Abstract

Unsteadiness in noise amplifier flows is driven and sustained by upstream environmental perturbations. A dynamic mode decomposition performed with snapshots taken in the statistically steady state extracts marginally stable dynamic modes, which mimic the sustained dynamics but miss the actual intrinsic stable behaviour of these flows. In this study, we present an alternative data-driven technique which attempts to identify and separate the intrinsic linear stable behaviour from the driving term. This technique uses a system-identification algorithm to extract a reduced state-space model of the flow from time-dependent input–output data. Such a model accurately predicts the values of the velocity field (output) from measurements of an upstream sensor that captures the effect of the incoming perturbations (input).
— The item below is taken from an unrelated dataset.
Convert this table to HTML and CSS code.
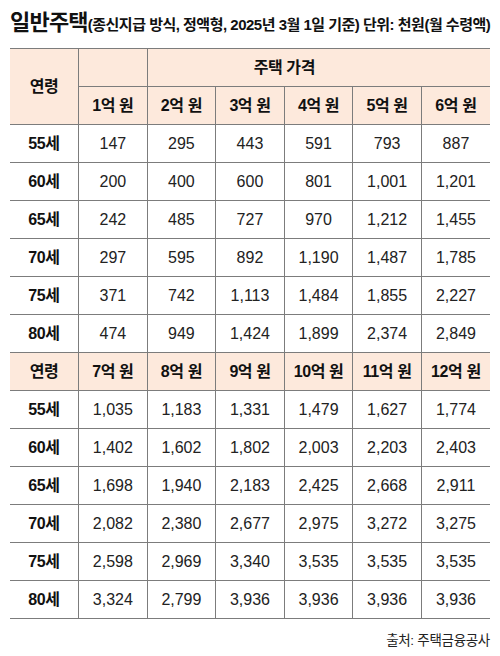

The methodology is illustrated on a two-dimensional boundary layer subject to Tollmien–Schlichting instabilities, a canonical example of flow acting as a noise amplifier. The spectrum of the identified model compares well with the results reported in literature for the full-order system. Yet the comparison appears to be only qualitative, due to the poor robustness properties of eigenvalue spectra in noise-amplifier flows. We therefore advocate the use of the frequency response between the upstream sensor and the flow dynamics, which is revealed to be a robust quantity. The frequency response is validated against full-order computations and compares well with a local spatial stability analysis.